Asad's Idea is of forming 'Sarmaya Pakistan' - a holding company to take strategic decisions of turning around 200 state owned companies. The thinking is to slash the political influence on these companies by taking them out from line ministries and run under a strong board having full representation of private sector - out of 11 directors, eight are to be from private sector including chairman.
On the face of it, the private sector representation would be there at board level. The first challenge is to appoint board members, and more importantly let them take decisions on behalf of federal government. The turning around of companies would require equity injection and risky decisions - first the government does not have fiscal space to inject fresh equity, and the second point is that every decision would have a risk to fail - in that case, the accountability institutions may ask questions on integrity of the decision maker and media trial would malign the reputation of board members, and executives- seeing this many top business and policymaking minds in private sector may refrain to join Sarmaya Pakistan.
Even by using legal tools and political capital of government executives - in harmony with judiciary and the deep state, the decisions will take too much time. The delays are demonstrated by the fact that NBP's newly-appointed CEO has yet to join, the Competition Commission is yet to be complete, and even hiring in PIA is not from the private sector.
The government's own capacity is weak as its economic team is tilted towards private sector in policy making. The recent industrial reform package announced by Finance Minister is lauded by business community and the changes in the Finance Bill are well aligned with Pakistan Business Council's agenda of 'make in Pakistan'. There are a number of committees and task forces working on reforming various sectors with most members from private sector - energy task force is headed by a private player in energy sector, housing task force has influence of All Pakistan Builder Association (ABAD), APTMA head is working in advisory role and the list goes on.
It is good and bad at the same time, the private sector expertise is there in informed policy-making but conflict of interests comes on many occasions. The technocrats are missing and vibrant analysts and economists are missing within ministries. The government does not have the capacity but it still desires to expand its footprint in reforming PSEs.
The government should move away from doing businesses; it's the job of private sector and let them take the reins. The government's job is to regulate the sectors and companies and it should enhance its capacity in that domain by having right people in SBP, SECP, CCP, OGRA and NEPRA - unfortunately six months down the road, many positions in these institutions are vacant.
The government has to use its limited capacity and capabilities in the sectors which are purely in public domain. The focus should be on reforming taxation system and effectively use the public resources in providing purely public goods and services such as healthcare, education and policing. The government should make regulators strong to lower cartelization in various sectors.

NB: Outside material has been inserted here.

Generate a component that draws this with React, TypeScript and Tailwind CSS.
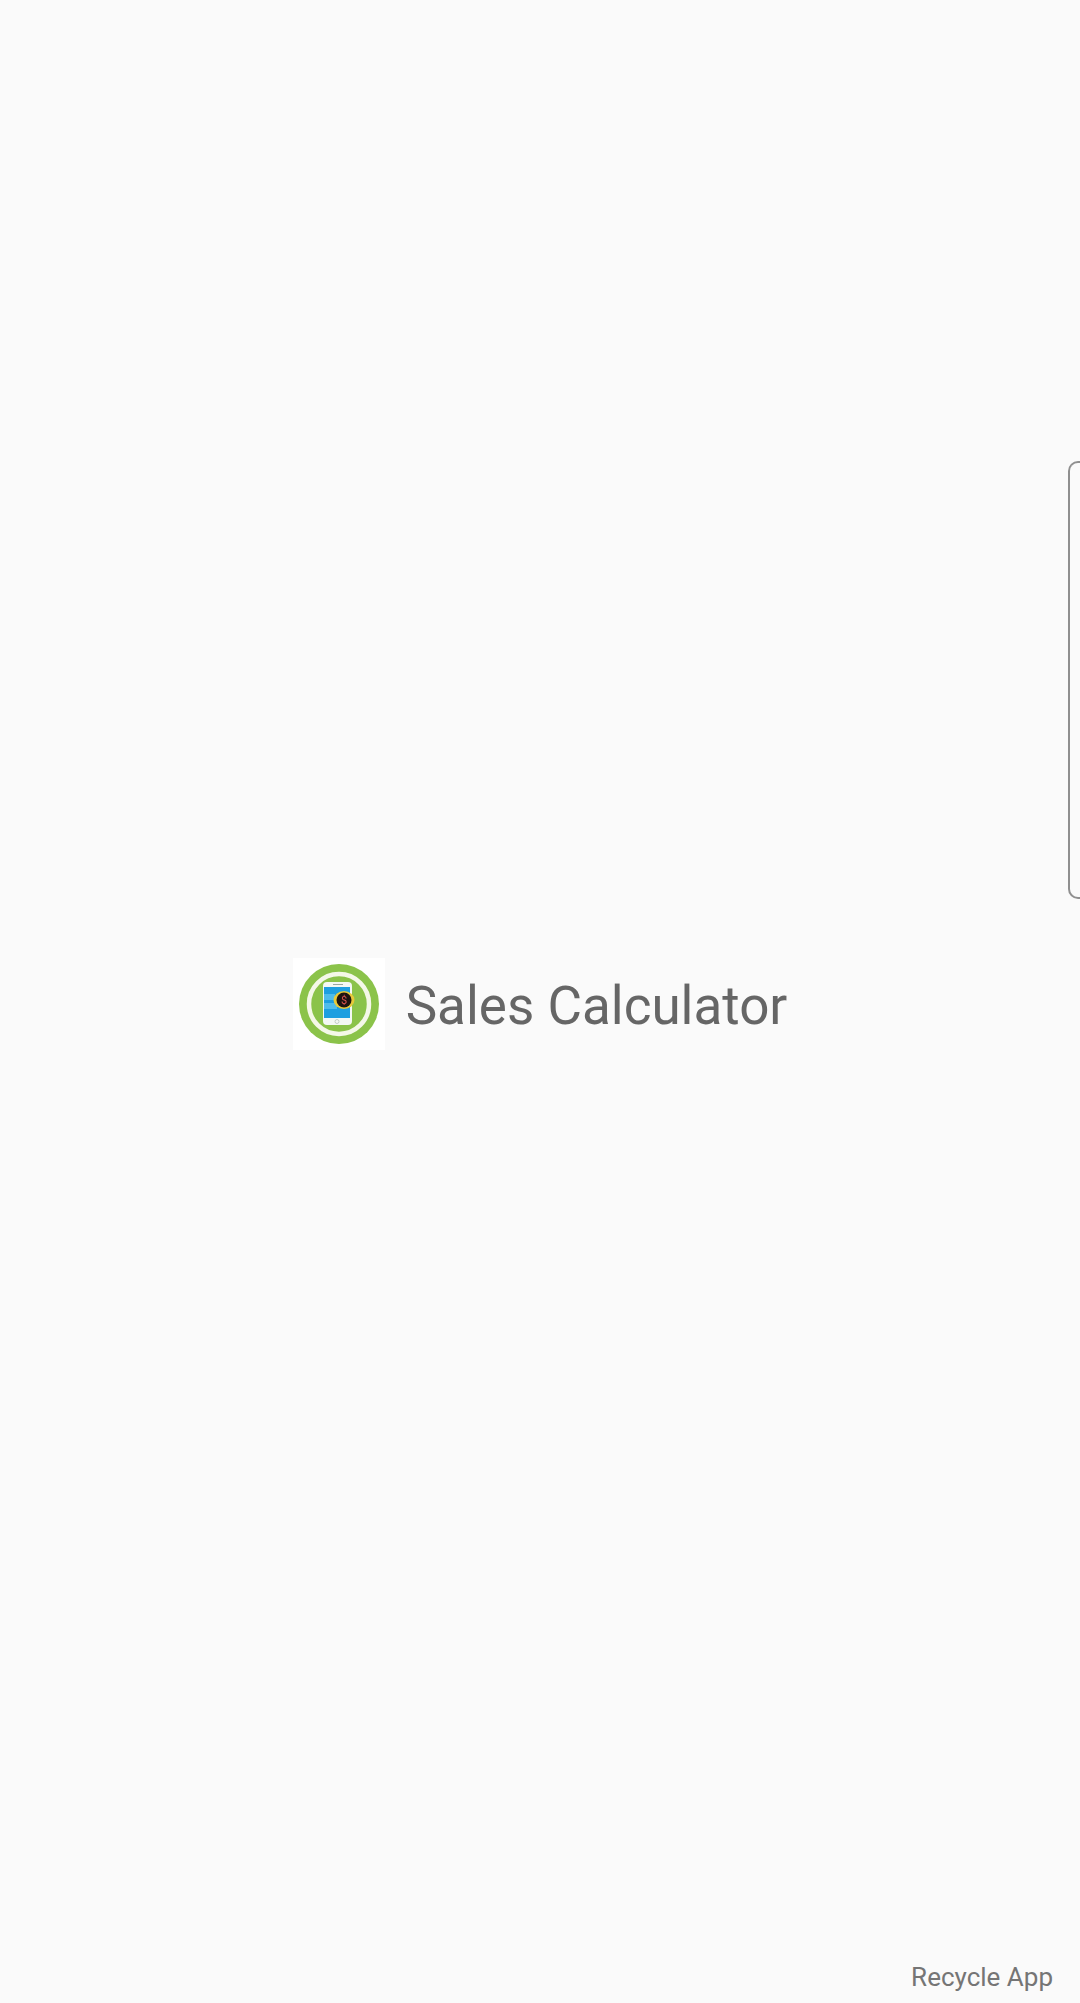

Numerous businesses still operating, and mostly making losses, in public sector shall be given to private hands. The experience of privatization in Pakistan is very clear - banks, telecom and cement sectors thrived for both producers and consumers benefit. Let that revolution take place in other sectors, especially in energy sector.
Even K-Electric underwent remarkable transformation after privatisation and it was considered an almost impossible company to manage especially due to the hostile political and law and order situation of the city wherein it operated. Earlier attempts with even deployment of military personnel in the company had failed to bring about any improvement.
The present government should follow an aggressive privatisation program for sell-off PSEs such as DISCOs, PSM and PIA, perhaps beginning with relatively easier assets such as LESCO, IESCO and FESCO. Rather than divesting GoP shareholding, the government should privatise these entities by "fresh capital issuance" to the private buyers so that the privatization proceeds remain in the company and are used for undertaking capital investments. Such public private partnership models could have a win-win situation - with the government still entitled to dividends while the private hands putting money and expertise in the companies.